_INPUT_:
#####
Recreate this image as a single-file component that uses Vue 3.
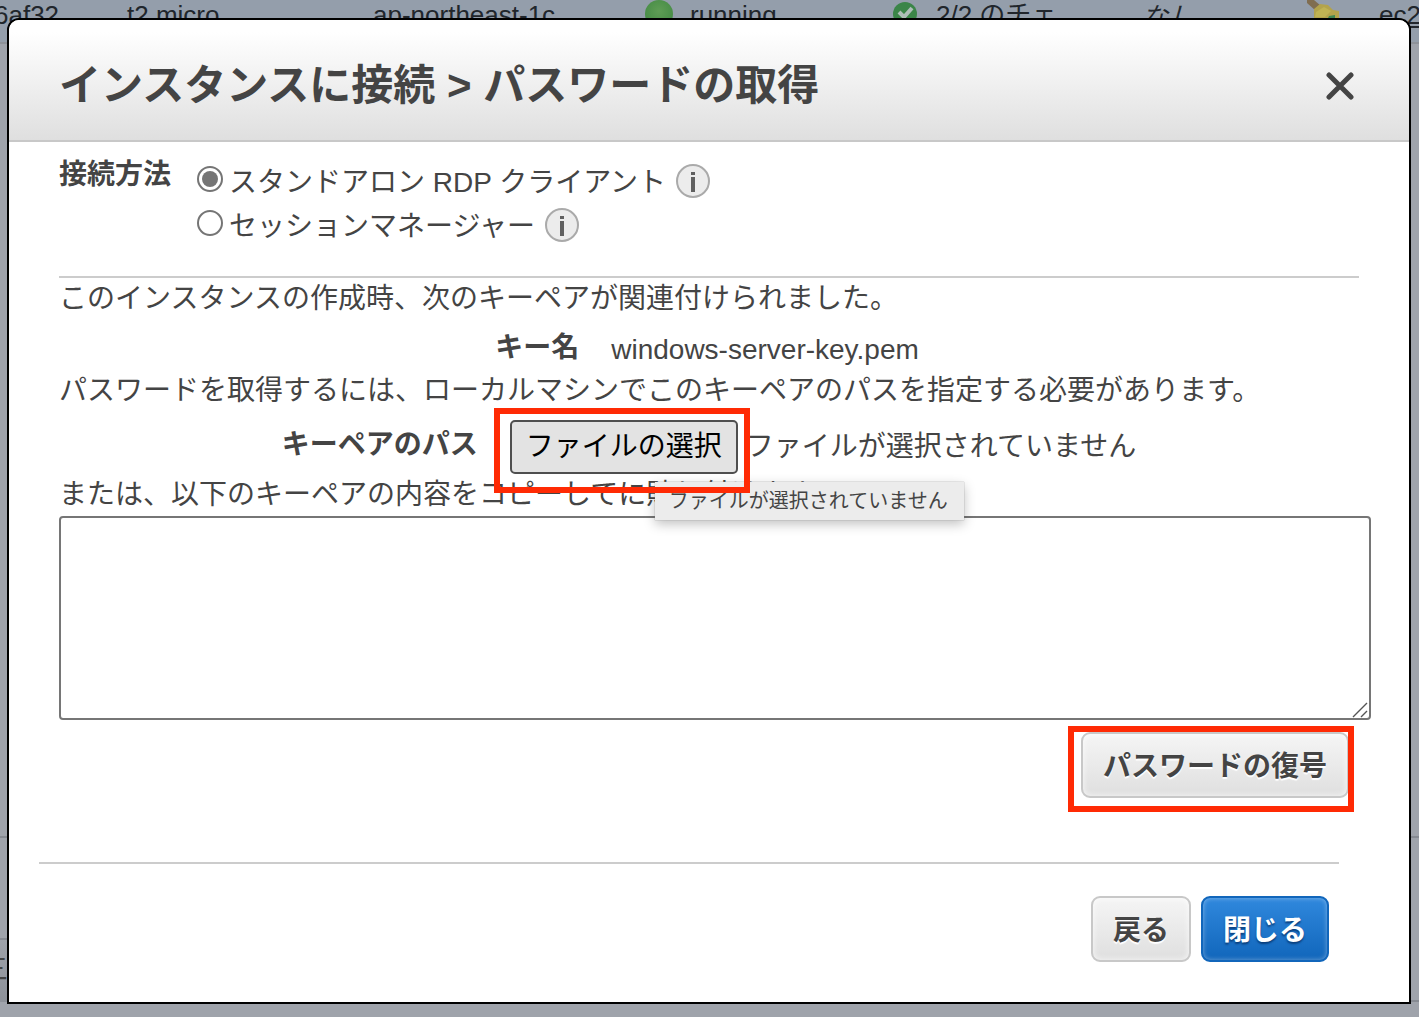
#####
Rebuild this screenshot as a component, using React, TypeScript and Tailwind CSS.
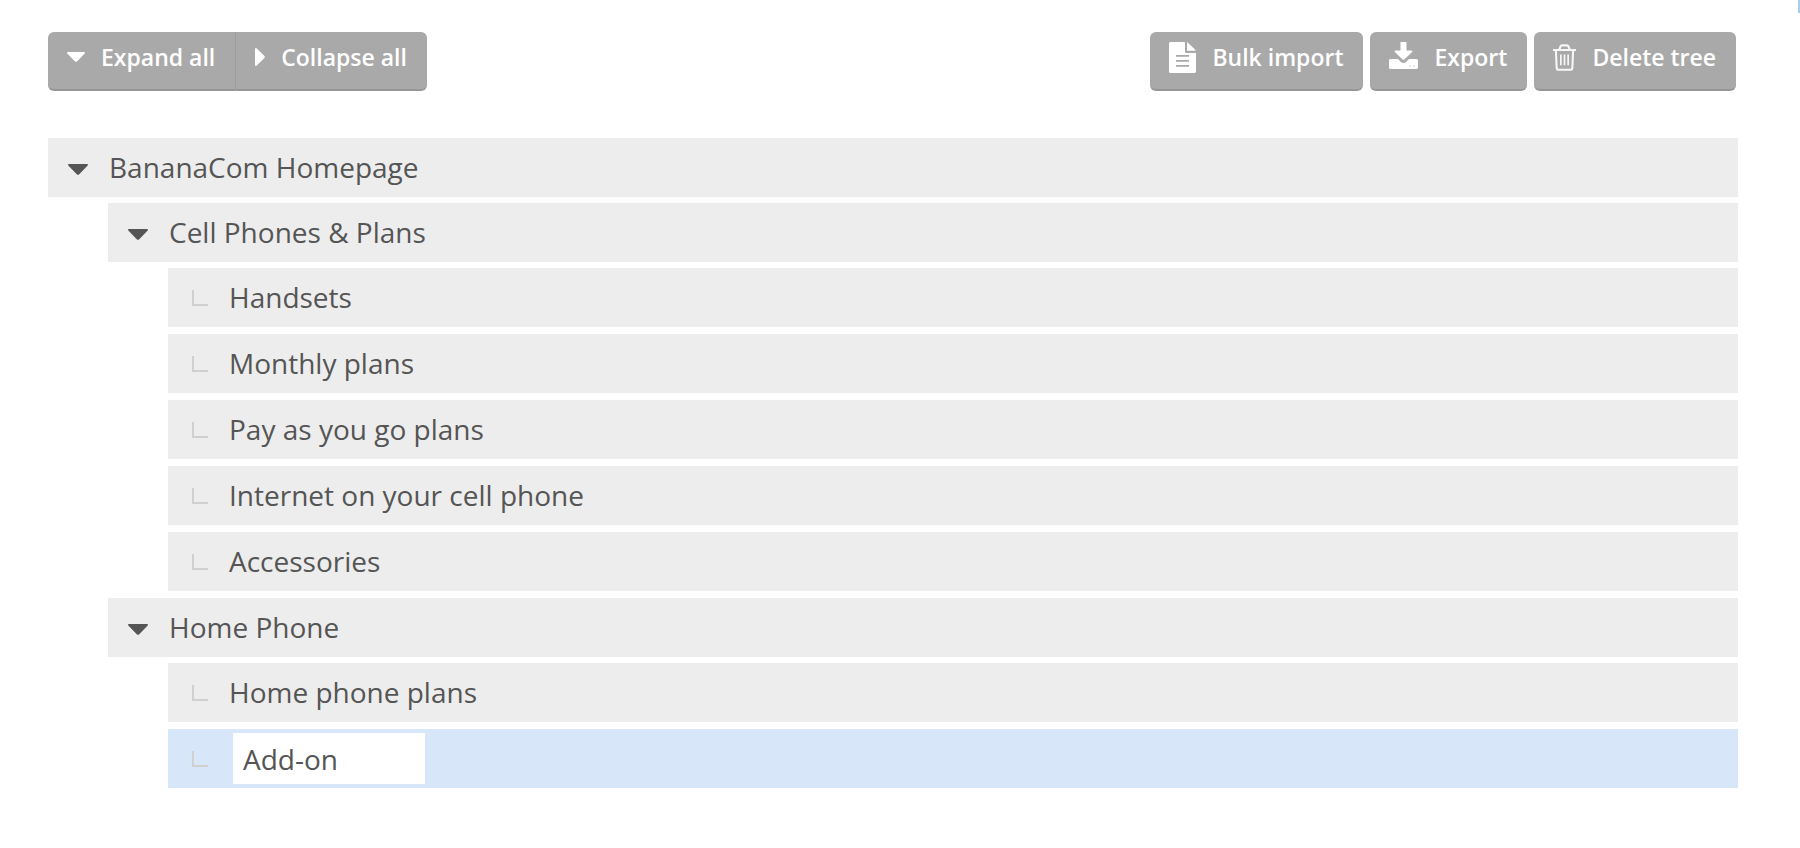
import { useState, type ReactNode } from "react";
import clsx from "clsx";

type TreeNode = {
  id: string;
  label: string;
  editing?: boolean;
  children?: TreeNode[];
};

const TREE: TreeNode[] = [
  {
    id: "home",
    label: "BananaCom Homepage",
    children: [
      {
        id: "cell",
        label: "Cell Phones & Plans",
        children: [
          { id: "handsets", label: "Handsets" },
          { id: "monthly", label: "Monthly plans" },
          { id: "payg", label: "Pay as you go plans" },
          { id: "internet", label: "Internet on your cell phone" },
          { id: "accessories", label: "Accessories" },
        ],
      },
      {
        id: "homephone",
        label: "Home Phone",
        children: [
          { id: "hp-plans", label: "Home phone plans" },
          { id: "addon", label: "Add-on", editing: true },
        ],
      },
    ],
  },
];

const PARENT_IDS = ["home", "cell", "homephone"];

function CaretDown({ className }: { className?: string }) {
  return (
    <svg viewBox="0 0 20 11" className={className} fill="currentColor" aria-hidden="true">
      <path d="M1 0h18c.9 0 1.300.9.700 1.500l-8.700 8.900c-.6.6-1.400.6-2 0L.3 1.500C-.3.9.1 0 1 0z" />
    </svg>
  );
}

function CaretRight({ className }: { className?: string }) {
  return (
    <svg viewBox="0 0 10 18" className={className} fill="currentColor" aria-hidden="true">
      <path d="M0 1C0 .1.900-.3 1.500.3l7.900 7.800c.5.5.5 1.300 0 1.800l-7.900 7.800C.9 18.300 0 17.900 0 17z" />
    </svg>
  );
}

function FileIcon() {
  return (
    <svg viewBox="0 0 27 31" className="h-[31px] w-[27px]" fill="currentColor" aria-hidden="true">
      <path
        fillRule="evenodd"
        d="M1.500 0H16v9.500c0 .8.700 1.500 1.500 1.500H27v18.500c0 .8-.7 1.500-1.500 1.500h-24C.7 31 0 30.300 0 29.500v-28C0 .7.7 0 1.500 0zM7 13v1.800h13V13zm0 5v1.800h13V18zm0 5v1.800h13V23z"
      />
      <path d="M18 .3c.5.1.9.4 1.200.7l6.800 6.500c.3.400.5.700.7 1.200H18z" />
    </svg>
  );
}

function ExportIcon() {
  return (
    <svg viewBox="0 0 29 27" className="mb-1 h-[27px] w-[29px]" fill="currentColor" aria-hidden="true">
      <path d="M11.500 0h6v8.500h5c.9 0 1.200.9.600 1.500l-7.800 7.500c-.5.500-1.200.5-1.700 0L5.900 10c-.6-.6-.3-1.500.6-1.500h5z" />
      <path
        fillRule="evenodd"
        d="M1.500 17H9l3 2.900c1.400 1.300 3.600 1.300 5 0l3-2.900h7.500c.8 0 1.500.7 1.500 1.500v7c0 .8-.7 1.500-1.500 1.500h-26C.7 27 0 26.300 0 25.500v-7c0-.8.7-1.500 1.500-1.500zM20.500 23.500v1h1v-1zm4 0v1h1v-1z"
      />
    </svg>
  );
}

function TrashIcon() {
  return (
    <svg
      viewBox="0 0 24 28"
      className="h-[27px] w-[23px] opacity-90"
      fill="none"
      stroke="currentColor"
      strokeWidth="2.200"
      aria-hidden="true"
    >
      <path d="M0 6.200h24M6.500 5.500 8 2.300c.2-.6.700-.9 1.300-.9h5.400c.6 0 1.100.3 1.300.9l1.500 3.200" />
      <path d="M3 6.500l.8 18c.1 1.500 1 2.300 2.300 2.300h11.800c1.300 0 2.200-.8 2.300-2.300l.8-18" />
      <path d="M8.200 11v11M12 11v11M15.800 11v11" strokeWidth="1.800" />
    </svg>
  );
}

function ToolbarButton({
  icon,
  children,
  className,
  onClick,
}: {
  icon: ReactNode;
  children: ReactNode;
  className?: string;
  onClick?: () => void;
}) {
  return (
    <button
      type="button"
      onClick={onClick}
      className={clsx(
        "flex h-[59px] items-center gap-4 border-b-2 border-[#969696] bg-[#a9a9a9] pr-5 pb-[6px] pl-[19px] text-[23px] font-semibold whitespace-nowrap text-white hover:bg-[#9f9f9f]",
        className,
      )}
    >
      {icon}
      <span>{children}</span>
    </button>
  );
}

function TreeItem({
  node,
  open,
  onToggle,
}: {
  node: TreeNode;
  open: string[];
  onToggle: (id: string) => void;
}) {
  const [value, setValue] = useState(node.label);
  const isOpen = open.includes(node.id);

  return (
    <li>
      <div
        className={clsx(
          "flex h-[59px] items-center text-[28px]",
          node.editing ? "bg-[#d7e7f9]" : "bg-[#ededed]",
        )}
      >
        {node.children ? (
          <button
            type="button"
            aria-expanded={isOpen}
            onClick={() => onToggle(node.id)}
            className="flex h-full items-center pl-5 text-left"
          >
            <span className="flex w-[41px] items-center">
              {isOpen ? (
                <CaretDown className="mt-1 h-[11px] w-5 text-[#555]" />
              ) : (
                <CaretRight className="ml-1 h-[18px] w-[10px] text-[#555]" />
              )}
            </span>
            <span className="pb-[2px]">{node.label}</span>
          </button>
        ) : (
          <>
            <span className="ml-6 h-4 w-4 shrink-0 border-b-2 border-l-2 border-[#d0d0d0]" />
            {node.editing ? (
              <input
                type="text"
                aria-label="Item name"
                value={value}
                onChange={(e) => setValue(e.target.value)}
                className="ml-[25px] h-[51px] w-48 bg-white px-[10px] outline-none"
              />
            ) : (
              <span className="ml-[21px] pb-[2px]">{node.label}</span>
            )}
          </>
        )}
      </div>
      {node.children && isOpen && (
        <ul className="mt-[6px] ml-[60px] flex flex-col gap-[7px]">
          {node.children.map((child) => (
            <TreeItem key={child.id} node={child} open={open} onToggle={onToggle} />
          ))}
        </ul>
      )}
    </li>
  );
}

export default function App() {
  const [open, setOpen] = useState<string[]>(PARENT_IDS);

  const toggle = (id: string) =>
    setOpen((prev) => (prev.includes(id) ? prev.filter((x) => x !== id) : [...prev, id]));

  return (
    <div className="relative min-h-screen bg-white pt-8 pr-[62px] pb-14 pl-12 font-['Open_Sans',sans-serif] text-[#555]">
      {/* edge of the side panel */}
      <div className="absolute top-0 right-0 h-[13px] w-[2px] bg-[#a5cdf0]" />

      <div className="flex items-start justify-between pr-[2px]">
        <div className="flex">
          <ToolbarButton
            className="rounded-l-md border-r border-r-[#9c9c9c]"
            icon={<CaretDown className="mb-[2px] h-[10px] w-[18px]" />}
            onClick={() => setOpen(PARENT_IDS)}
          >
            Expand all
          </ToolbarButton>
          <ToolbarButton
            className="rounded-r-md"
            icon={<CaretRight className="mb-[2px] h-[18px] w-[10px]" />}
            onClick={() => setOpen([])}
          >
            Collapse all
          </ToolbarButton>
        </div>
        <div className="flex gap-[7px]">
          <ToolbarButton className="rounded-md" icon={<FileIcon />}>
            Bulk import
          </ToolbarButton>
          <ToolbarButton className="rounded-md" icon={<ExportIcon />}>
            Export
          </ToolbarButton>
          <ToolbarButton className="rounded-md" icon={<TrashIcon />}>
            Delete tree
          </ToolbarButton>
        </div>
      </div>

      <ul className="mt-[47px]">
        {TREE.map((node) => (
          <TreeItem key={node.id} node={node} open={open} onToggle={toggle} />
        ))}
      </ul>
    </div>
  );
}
#####
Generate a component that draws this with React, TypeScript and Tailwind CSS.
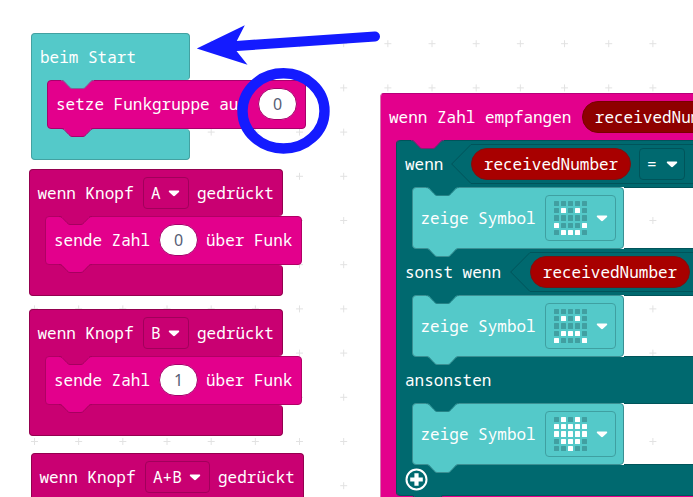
#####
_THE TASK_:
Extract every line that has the string "Tailwind" in it.

_COMPLETED EXERCISE_:
Rebuild this screenshot as a component, using React, TypeScript and Tailwind CSS.
Generate a component that draws this with React, TypeScript and Tailwind CSS.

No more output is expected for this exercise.